## Start
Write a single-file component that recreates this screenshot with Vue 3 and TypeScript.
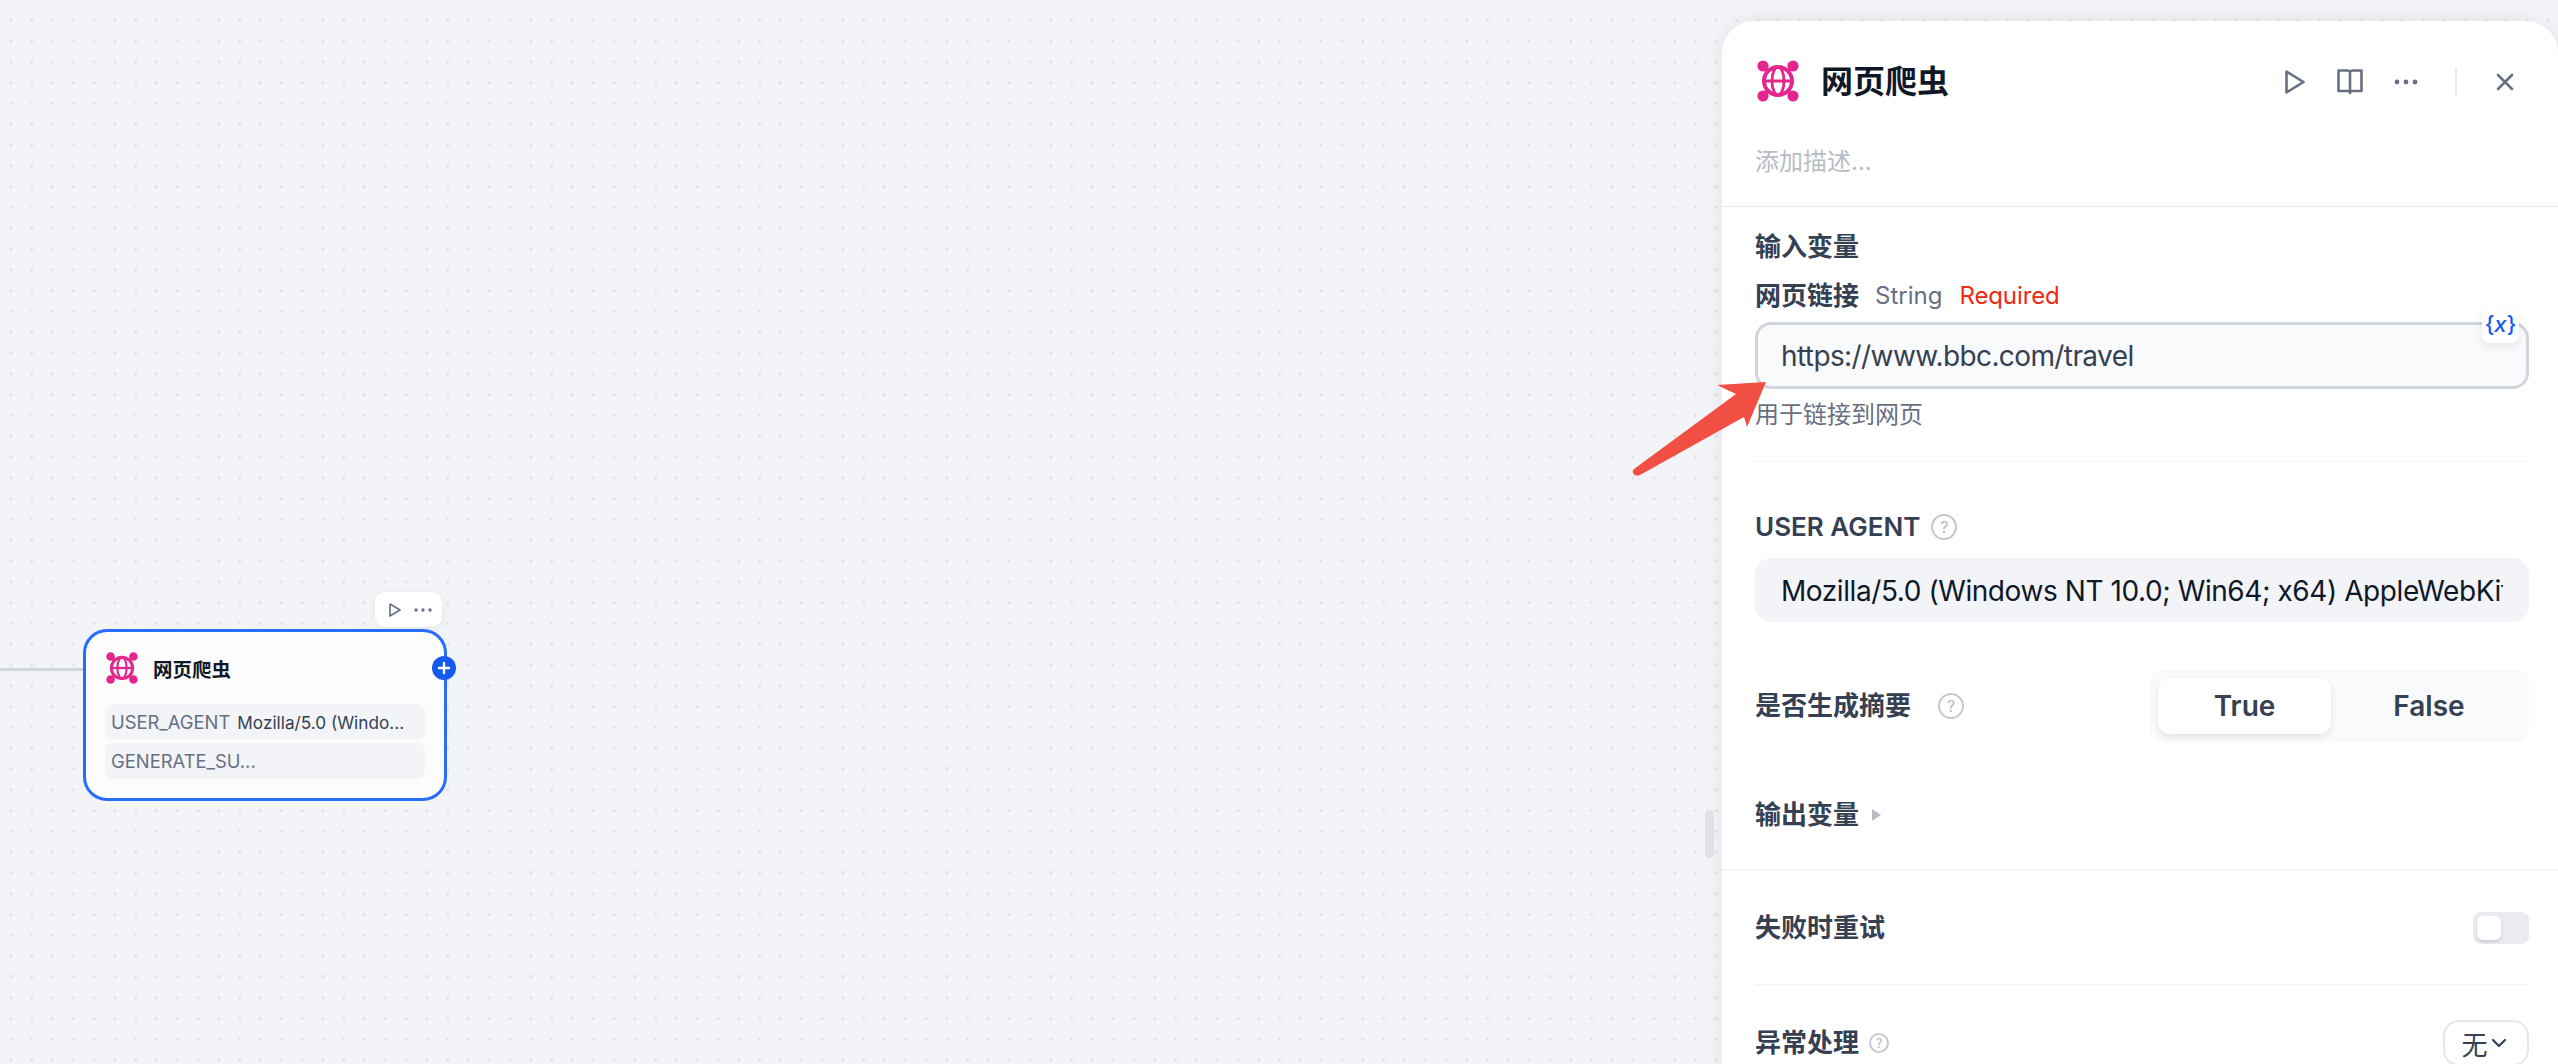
<script setup lang="ts">
const nodeRows = [
  { key: "USER_AGENT", value: "Mozilla/5.0 (Windo..." },
  { key: "GENERATE_SU...", value: "" },
];
</script>

<template>
  <div class="page">
    <main class="canvas">
      <div class="edge"></div>

      <div class="node-tools">
        <svg width="14" height="16" viewBox="0 0 14 16" fill="none" stroke="#676f83" stroke-width="1.6" stroke-linejoin="round">
          <path d="M2 2L12 8L2 14Z" />
        </svg>
        <svg width="18" height="4" viewBox="0 0 18 4" fill="#676f83">
          <circle cx="2" cy="2" r="1.7" />
          <circle cx="9" cy="2" r="1.7" />
          <circle cx="16" cy="2" r="1.7" />
        </svg>
      </div>

      <div class="node">
        <div class="node-head">
          <svg class="logo-sm" viewBox="0 0 42 42" fill="none" stroke="#e3278f">
            <g fill="#e3278f" stroke="none">
              <circle cx="6" cy="6" r="5.6" />
              <circle cx="36" cy="6" r="5.6" />
              <circle cx="6" cy="36" r="5.6" />
              <circle cx="36" cy="36" r="5.6" />
            </g>
            <path d="M6 6L36 36M36 6L6 36" stroke-width="4" />
            <circle cx="21" cy="21" r="14" fill="#fcfcfd" stroke-width="4" />
            <ellipse cx="21" cy="21" rx="6" ry="14" stroke-width="2.8" />
            <path d="M7 21H35" stroke-width="3" />
          </svg>
          <span class="node-title">网页爬虫</span>
        </div>
        <div v-for="row in nodeRows" :key="row.key" class="node-row">
          <span class="node-key">{{ row.key }}</span>
          <span v-if="row.value" class="node-value">{{ row.value }}</span>
        </div>
        <span class="node-plus">
          <svg width="14" height="14" viewBox="0 0 14 14" stroke="#fff" stroke-width="2.4" stroke-linecap="round">
            <path d="M7 2V12M2 7H12" />
          </svg>
        </span>
      </div>

      <div class="resize-handle"></div>
    </main>

    <aside class="panel">
      <header class="panel-head">
        <div class="title-row">
          <svg class="logo" viewBox="0 0 42 42" fill="none" stroke="#e3278f">
            <g fill="#e3278f" stroke="none">
              <circle cx="6" cy="6" r="5.6" />
              <circle cx="36" cy="6" r="5.6" />
              <circle cx="6" cy="36" r="5.6" />
              <circle cx="36" cy="36" r="5.6" />
            </g>
            <path d="M6 6L36 36M36 6L6 36" stroke-width="4" />
            <circle cx="21" cy="21" r="14" fill="#fff" stroke-width="4" />
            <ellipse cx="21" cy="21" rx="6" ry="14" stroke-width="2.8" />
            <path d="M7 21H35" stroke-width="3" />
          </svg>
          <h1 class="title">网页爬虫</h1>
          <div class="head-actions">
            <svg class="act-play" width="20" height="24" viewBox="0 0 20 24" fill="none" stroke="#676f83" stroke-width="2.6" stroke-linejoin="round">
              <path d="M1.5 1.5L18.5 12L1.5 22.5Z" />
            </svg>
            <svg class="act-book" width="26" height="26" viewBox="0 0 26 26" fill="none" stroke="#676f83" stroke-width="2.6" stroke-linejoin="round">
              <path d="M13 4Q13 1.5 10 1.5H1.5V22H13M13 4Q13 1.5 16 1.5H24.5V22H13M13 4V25" />
            </svg>
            <svg class="act-more" width="24" height="6" viewBox="0 0 24 6" fill="#676f83">
              <circle cx="3" cy="3" r="2.4" />
              <circle cx="12" cy="3" r="2.4" />
              <circle cx="21" cy="3" r="2.4" />
            </svg>
            <span class="act-divider"></span>
            <svg class="act-close" width="18" height="18" viewBox="0 0 18 18" stroke="#676f83" stroke-width="2.6" stroke-linecap="round">
              <path d="M2 2L16 16M16 2L2 16" />
            </svg>
          </div>
        </div>
        <div class="desc">添加描述...</div>
      </header>

      <section class="inputs">
        <div class="group-label">输入变量</div>
        <div class="field-label">
          <b>网页链接</b>
          <span class="type">String</span>
          <span class="req">Required</span>
        </div>
        <div class="url-input">
          https://www.bbc.com/travel
          <span class="var-badge">{<i>x</i>}</span>
        </div>
        <div class="hint">用于链接到网页</div>
      </section>

      <section class="agent">
        <div class="group-label with-help">
          USER AGENT
          <span class="help">?</span>
        </div>
        <div class="agent-input">
          <span>Mozilla/5.0 (Windows NT 10.0; Win64; x64) AppleWebKit/537.36 (KHTML, like Gecko)</span>
        </div>
        <div class="summary-row">
          <div class="group-label with-help wide">
            是否生成摘要
            <span class="help">?</span>
          </div>
          <div class="segment">
            <span class="seg-on">True</span>
            <span class="seg-off">False</span>
          </div>
        </div>
        <div class="group-label outputs">
          输出变量
          <i class="caret"></i>
        </div>
      </section>

      <section class="retry-wrap">
        <div class="retry">
          <div class="group-label">失败时重试</div>
          <span class="toggle"><i></i></span>
        </div>
        <div class="error-row">
          <div class="group-label with-help small">
            异常处理
            <span class="help">?</span>
          </div>
          <div class="select">
            无
            <svg width="16" height="10" viewBox="0 0 16 10" fill="none" stroke="#354052" stroke-width="2.2" stroke-linecap="round" stroke-linejoin="round">
              <path d="M2 2L8 8L14 2" />
            </svg>
          </div>
        </div>
      </section>
    </aside>

    <svg class="arrow" width="140" height="105" viewBox="0 0 140 105">
      <path d="M134 5L115 50L112 40L8 98Q3 100 1 96Q0 94 2 92L104 17L85 8Z" fill="#f14f44" />
    </svg>
  </div>
</template>

<style>
html,
body {
  margin: 0;
  background: #f2f4f7;
}
</style>

<style scoped>
.page {
  position: relative;
  display: flex;
  width: 2558px;
  height: 1064px;
  overflow: hidden;
  font-family: Inter, "Noto Sans CJK SC", sans-serif;
  background-color: #f2f4f7;
  background-image: radial-gradient(circle, #e0e2e7 1px, transparent 2px);
  background-size: 20.8px 20.8px;
  background-position: 0.6px 10px;
}

.canvas {
  position: relative;
  flex: 1;
}

.arrow {
  position: absolute;
  left: 1632px;
  top: 377px;
}

.edge {
  position: absolute;
  left: 0;
  top: 668px;
  width: 84px;
  height: 3px;
  background: #d0d5dc;
}

.node-tools {
  position: absolute;
  left: 375px;
  top: 592px;
  width: 67px;
  height: 35px;
  display: flex;
  align-items: center;
  gap: 12px;
  padding-left: 13px;
  box-sizing: border-box;
  background: #fff;
  border-radius: 10px;
  box-shadow: 0 2px 8px rgba(16, 24, 40, 0.06);
}

.node {
  position: absolute;
  left: 83px;
  top: 629px;
  width: 364px;
  height: 172px;
  box-sizing: border-box;
  border: 3px solid #296dff;
  border-radius: 24px;
  background: #fcfcfd;
  padding: 20px 19px 0;
}

.node-head {
  display: flex;
  align-items: center;
  gap: 15px;
  margin-bottom: 20px;
}

.logo-sm {
  width: 32px;
  height: 32px;
  margin-left: 1px;
  flex: none;
}

.node-title {
  font-size: 19.5px;
  font-weight: 700;
  color: #101828;
}

.node-row {
  display: flex;
  align-items: center;
  gap: 7px;
  height: 36px;
  margin-bottom: 3px;
  padding: 0 6px;
  border-radius: 8px;
  background: #f2f4f7;
  font-size: 17.2px;
  white-space: nowrap;
}

.node-key {
  font-size: 18.4px;
  color: #676f83;
}

.node-value {
  color: #354052;
}

.node-plus {
  position: absolute;
  right: -12px;
  top: 24px;
  width: 24px;
  height: 24px;
  display: flex;
  align-items: center;
  justify-content: center;
  border-radius: 50%;
  background: #155aef;
}

.resize-handle {
  position: absolute;
  left: 1705px;
  top: 810px;
  width: 9px;
  height: 48px;
  border-radius: 5px;
  background: #dde0e6;
}

.panel {
  flex: none;
  width: 836px;
  height: 1043px;
  margin-top: 21px;
  overflow: hidden;
  background: #fff;
  border-radius: 32px 32px 0 0;
  box-shadow: 0 0 20px rgba(16, 24, 40, 0.08);
  color: #354052;
}

.panel-head {
  padding: 38px 29px 26px 33px;
  border-bottom: 1px solid #e4e7ec;
}

.title-row {
  display: flex;
  align-items: center;
}

.logo {
  width: 42px;
  height: 42px;
  margin-left: 2px;
  flex: none;
}

.title {
  margin: 2px 0 0 22px;
  font-size: 32px;
  line-height: 42px;
  font-weight: 700;
  color: #101828;
}

.head-actions {
  margin-left: auto;
  margin-top: 2px;
  display: flex;
  align-items: center;
}

.act-more {
  margin-left: 31px;
}

.act-book {
  margin-left: 32px;
}

.act-divider {
  width: 2px;
  height: 28px;
  margin: 0 39px 0 37px;
  background: #eaecf0;
}

.act-close {
  margin-right: 15px;
}

.desc {
  margin-top: 41px;
  font-size: 24px;
  line-height: 36px;
  color: #b8bcc4;
}

.inputs {
  padding: 22px 29px 0 33px;
}

.group-label {
  font-size: 26px;
  line-height: 36px;
  font-weight: 600;
  color: #354052;
}

.field-label {
  display: flex;
  align-items: center;
  margin-top: 13px;
  font-size: 24px;
  line-height: 36px;
}

.field-label b {
  font-size: 26px;
  font-weight: 600;
}

.type {
  margin-left: 16px;
  color: #676f83;
}

.req {
  margin-left: 17px;
  letter-spacing: -0.1px;
  color: #f0280f;
}

.url-input {
  position: relative;
  height: 67px;
  margin-top: 8px;
  box-sizing: border-box;
  padding-left: 23px;
  line-height: 63px;
  font-size: 28px;
  letter-spacing: -0.6px;
  color: #354052;
  background: #f9fafb;
  border: 3px solid #d0d5dd;
  border-radius: 16px;
}

.var-badge {
  position: absolute;
  right: 7px;
  top: -19px;
  width: 37px;
  height: 37px;
  display: flex;
  align-items: center;
  justify-content: center;
  font-size: 22px;
  font-weight: 500;
  letter-spacing: 0;
  color: #155aef;
  background: #fff;
  border-radius: 8px;
  box-shadow: 0 4px 10px rgba(16, 24, 40, 0.08);
}

.hint {
  margin-top: 8px;
  padding-bottom: 28px;
  font-size: 24px;
  line-height: 36px;
  color: #676f83;
  border-bottom: 1px solid #f2f4f7;
}

.agent {
  padding: 47px 29px 36px 33px;
  border-bottom: 2px solid #f2f4f7;
}

.with-help {
  display: flex;
  align-items: center;
  gap: 11px;
}

.wide {
  gap: 27px;
}

.small {
  gap: 10px;
}

.help {
  width: 22px;
  height: 22px;
  display: flex;
  align-items: center;
  justify-content: center;
  border: 2.4px solid #c4c8cf;
  border-radius: 50%;
  font-size: 16px;
  font-weight: 400;
  color: #b4b8c0;
}

.small .help {
  width: 16px;
  height: 16px;
  font-size: 13px;
  border-width: 2px;
}

.agent-input {
  height: 64px;
  margin-top: 13px;
  padding: 2px 26px 0;
  box-sizing: border-box;
  display: flex;
  align-items: center;
  font-size: 28px;
  letter-spacing: -0.42px;
  color: #101828;
  background: #f2f4f7;
  border-radius: 16px;
  white-space: nowrap;
}

.agent-input span {
  display: block;
  width: 100%;
  overflow: hidden;
}

.summary-row {
  display: flex;
  align-items: center;
  justify-content: space-between;
  margin-top: 48px;
}

.segment {
  display: flex;
  align-items: center;
  width: 379px;
  height: 72px;
  box-sizing: border-box;
  padding: 0 8px;
  background: #f9fafb;
  border-radius: 12px;
  font-size: 28px;
  font-weight: 600;
}

.seg-on {
  width: 173px;
  height: 56px;
  display: flex;
  align-items: center;
  justify-content: center;
  background: #fff;
  border-radius: 12px;
  box-shadow: 0 3px 6px rgba(16, 24, 40, 0.1);
}

.seg-off {
  flex: 1;
  padding-left: 6px;
  text-align: center;
}

.outputs {
  display: flex;
  align-items: center;
  gap: 13px;
  margin-top: 55px;
}

.caret {
  width: 0;
  height: 0;
  border-left: 9px solid #b8bcc4;
  border-top: 6px solid transparent;
  border-bottom: 6px solid transparent;
}

.retry-wrap {
  padding: 0 29px 0 33px;
}

.retry {
  height: 113px;
  display: flex;
  align-items: center;
  justify-content: space-between;
  border-bottom: 1px solid #f2f4f7;
}

.toggle {
  width: 56px;
  height: 32px;
  box-sizing: border-box;
  padding: 4px;
  background: #e9ebf0;
  border-radius: 8px;
}

.toggle i {
  display: block;
  width: 24px;
  height: 24px;
  background: #fff;
  border-radius: 6px;
  box-shadow: 0 2px 3px rgba(16, 24, 40, 0.15);
}

.error-row {
  display: flex;
  align-items: center;
  justify-content: space-between;
  margin-top: 35px;
}

.select {
  display: flex;
  align-items: center;
  justify-content: center;
  gap: 3px;
  width: 86px;
  height: 46px;
  box-sizing: border-box;
  padding-right: 4px;
  font-size: 26px;
  color: #354052;
  border: 2px solid #e4e7ec;
  border-radius: 16px;
}
</style>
## End
STATED TASK:
From the data, collect all lines where the string "with" appears.

SOLUTION TO THIS PROBLEM:
Write a single-file component that recreates this screenshot with Vue 3 and TypeScript.
        <div class="group-label with-help">
          <div class="group-label with-help wide">
          <div class="group-label with-help small">
.with-help {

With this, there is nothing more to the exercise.